During her time at The Reynolds School, Sinofsky worked for the Sparks Tribune for three years and interned during her senior year with the Reno newspaper that is today known as the Reno Gazette-Journal.

In addition to working for the Sparks Tribune and interning for the Gazette, Sinofsky served as secretary to the Nevada student body president and worked for the Nevada Sagebrush. She also served as editor of Artemisia, the University of Nevada's yearbook and was president of the Press Club.

"I had excellent teachers," she said. "Professor Higginbotham, chairman of the journalism department, did an excellent job running the program out of a very small building."

Her time at Nevada also led her to her husband, Ken Sinofsky, a Nevada football (1944-1949) star. He was inducted into the Nevada Athletics Hall of Fame in 1987 and is a member of the Nevada Century Team.

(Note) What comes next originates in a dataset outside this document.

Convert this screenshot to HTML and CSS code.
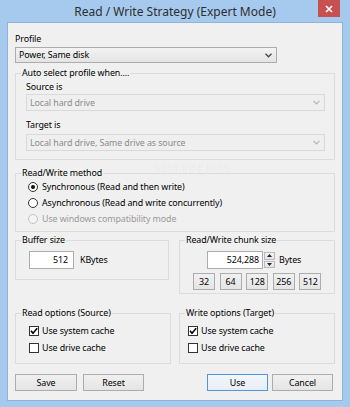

"I met Ken my sophomore year and we started dating my junior year," she said.  "The football team was very successful from 1946-1948, but my senior year was the best year of my life. I no longer had to take the bus to Sparks, didn't have to worry about the Artemisia, the football team was winning and Ken received a signing bonus to play professional football.  We both enjoyed our last semester because we had a little bit of money and got to go out to dinner. It was great!"

"Ken was a first-class guy," said Nevada Athletics Director Emeritus, friend and Nevada football teammate Richard "Dick" Trachok (Class of 1949). "He was a very smart football player, had a great sense of humor and was always willing to help a friend in need."

Trachok added, "When we graduated Ken went on to play semi-pro football in New Jersey. I wasn't surprised to learn he was recognized as one of the best in the state. He was very disciplined and was motivated to learn how to do things himself both on and off of the football field."

"We always teased Ken for dating Doris," he said. "We'd tell him that we knew he stayed with her because she was the editor of the Artemisia and, as a result, would get lots of pictures in the University's yearbook!"